Ferndown Common is a Site of Special Scientific Interest (SSSI) on the edge of Ferndown in Dorset, England. It is currently owned by the Wimborne Estate and leased to the Amphibian and Reptile Conservation Trust (ARC), who manage it to preserve the site's rare wildlife. The site was notified as an SSSI in 1984.

The area of the site is 64.7 ha, and comprises a significant amount of heath—primarily the dry heath Calluna vulgaris and Erica cinerea, but locally dominant are the damp or humid heath Erica tetralix and Molinia caerulea. Rare heathland species include the sand lizard (Lacerta agilis), smooth snake (Coronella austriaca), heath grasshopper (Chorthippus vagansand) and the Dartford warbler (Sylvia undata). Other local heathland species at Ferndown Common include the silver-studded blue butterfly (Plebejus argus), European nightjar (Caprimulgus europaeus) and European stonechat. In the south-east of the site there are several small ponds, which support at least 14 species of dragonflies, most of which are heathland species. Also resident in the ponds are large populations of the widespread, although in decline, common frog (Rana temporaria) and palmate newt (Triturus helveticus).

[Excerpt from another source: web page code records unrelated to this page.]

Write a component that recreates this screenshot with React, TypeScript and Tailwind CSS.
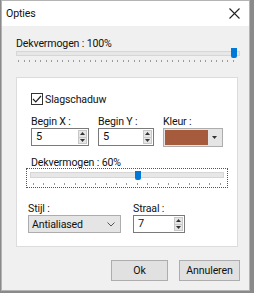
import React from "react";

const font = { fontFamily: 'Roboto, "Noto Sans", sans-serif' };

function Ticks({ n, className }: { n: number; className: string }) {
  return (
    <div className={"flex justify-between " + className}>
      {Array.from({ length: n }).map((_, i) => (
        <div key={i} className="w-px h-[2px] bg-[#9a9a9a]" />
      ))}
    </div>
  );
}

function Spin({ value, w }: { value: string; w: string }) {
  return (
    <div className={"flex h-[18px] border border-[#7a7a7a] bg-white " + w}>
      <div className="flex-1 pl-[4px] leading-[16px] text-[11px]">{value}</div>
      <div className="flex flex-col w-[9px] my-px mr-px">
        <div className="flex-1 flex items-center justify-center bg-[#e6e6e6] border border-[#c8c8c8]">
          <svg width="5" height="3" viewBox="0 0 5 3"><path d="M2.5 0L5 3H0z" fill="#333" /></svg>
        </div>
        <div className="flex-1 flex items-center justify-center bg-[#e6e6e6] border border-[#c8c8c8] border-t-0">
          <svg width="5" height="3" viewBox="0 0 5 3"><path d="M0 0H5L2.5 3z" fill="#333" /></svg>
        </div>
      </div>
    </div>
  );
}

export default function App() {
  return (
    <div className="w-[254px] h-[293px] bg-[#8a8a8a] text-[10.6px] tracking-[-0.15px] text-[#111]" style={font}>
      <div className="ml-px w-[249px] h-[291px] bg-[#f0f0f0] border border-[#b4b4b4] flex flex-col">
        <div className="h-[25px] bg-white flex items-center justify-between pl-[4px] pr-[9px]">
          <span>Opties</span>
          <svg width="11" height="11" viewBox="0 0 11 11">
            <path d="M0.5 0.5L10.5 10.5M10.5 0.5L0.5 10.5" stroke="#222" strokeWidth="1.1" />
          </svg>
        </div>
        <div className="flex flex-col pl-[14px] pr-[9px]">
          <div className="mt-[11px] leading-[13px]">Dekvermogen : 100%</div>
          <div className="relative mt-0 h-[16px] w-[224px]">
            <div className="absolute left-0 right-0 top-[1px] h-[5px] bg-[#e7e7e7] border border-[#d6d6d6]" />
            <div className="absolute right-[3px] top-[-2px] w-[6px] h-[10px] bg-[#0078d7] rounded-b-[2px]" />
            <Ticks n={40} className="absolute left-[2px] right-[6px] top-[10px]" />
          </div>
          <div className="mt-[11px] w-[222px] h-[170px] bg-white border border-[#dcdcdc] pl-[14px] flex flex-col">
            <div className="mt-[15px] flex items-center gap-[2px] h-[12px]">
              <div className="w-[12px] h-[12px] border border-[#333] flex items-center justify-center">
                <svg width="10" height="8" viewBox="0 0 10 8"><path d="M1 4L3.8 6.8L9 1" stroke="#222" strokeWidth="1.2" fill="none" /></svg>
              </div>
              <span className="leading-[13px]">Slagschaduw</span>
            </div>
            <div className="mt-[10px] flex">
              <div className="flex flex-col w-[67px]">
                <span className="leading-[13px]">Begin X :</span>
                <div><Spin value="5" w="w-[58px]" /></div>
              </div>
              <div className="flex flex-col w-[65px]">
                <span className="leading-[13px]">Begin Y :</span>
                <div><Spin value="5" w="w-[56px]" /></div>
              </div>
              <div className="flex flex-col">
                <span className="leading-[13px]">Kleur :</span>
                <div className="flex w-[60px] h-[19px] border border-[#adadad] bg-[#e5e5e5] p-px">
                  <div className="w-[43px] bg-[#a65b3c]" />
                  <div className="flex-1 flex items-center justify-center">
                    <svg width="5" height="3" viewBox="0 0 5 3"><path d="M0 0H5L2.5 3z" fill="#333" /></svg>
                  </div>
                </div>
              </div>
            </div>
            <div className="mt-[9px] leading-[13px]">Dekvermogen : 60%</div>
            <div className="relative -ml-[5px] mt-[-1px] w-[202px] h-[20px] border border-dotted border-[#555]">
              <div className="absolute left-[3px] right-[3px] top-[3px] h-[6px] bg-[#e7e7e7] border border-[#d6d6d6]" />
              <div className="absolute left-[108px] top-[2px] w-[6px] h-[9px] bg-[#0078d7] rounded-b-[2px]" />
              <Ticks n={19} className="absolute left-[6px] right-[6px] top-[14px]" />
            </div>
            <div className="mt-[14px] flex">
              <div className="flex flex-col w-[105px] -ml-[3px]">
                <span className="leading-[13px]">Stijl :</span>
                <div className="w-[93px] h-[18px] bg-[#e5e5e5] border border-[#adadad] flex items-center justify-between pl-[3px] pr-[5px]">
                  <span className="leading-[13px]">Antialiased</span>
                  <svg width="8" height="5" viewBox="0 0 8 5"><path d="M0.5 0.5L4 4L7.5 0.5" stroke="#555" fill="none" /></svg>
                </div>
              </div>
              <div className="flex flex-col">
                <span className="leading-[13px]">Straal :</span>
                <div><Spin value="7" w="w-[52px]" /></div>
              </div>
            </div>
          </div>
          <div className="mt-[13px] flex justify-end gap-[11px]">
            <div className="w-[57px] h-[21px] bg-[#e1e1e1] border border-[#adadad] flex items-center justify-center">Ok</div>
            <div className="w-[61px] h-[21px] bg-[#e1e1e1] border border-[#adadad] flex items-center justify-center">Annuleren</div>
          </div>
        </div>
      </div>
    </div>
  );
}
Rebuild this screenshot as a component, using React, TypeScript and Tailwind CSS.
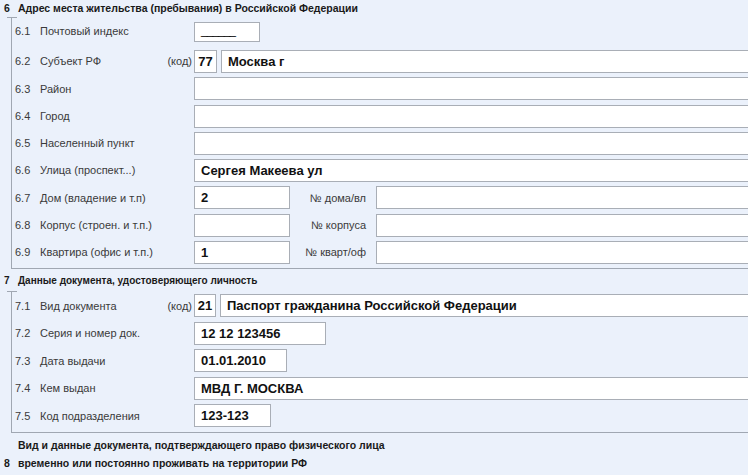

The site is very flat, although there are several small clay or gravel pits, and an extensive network of boundary banks which date back to the Inclosure Acts of the eighteenth and nineteenth centuries. There is also a steep escarpment running down to the Stour Valley, which in the past was a well-used travel route. Some cultivation of the land was attempted during the Second World War, as evidenced by areas of ridge and furrow. Ferndown Common was designated as a town green in 2003.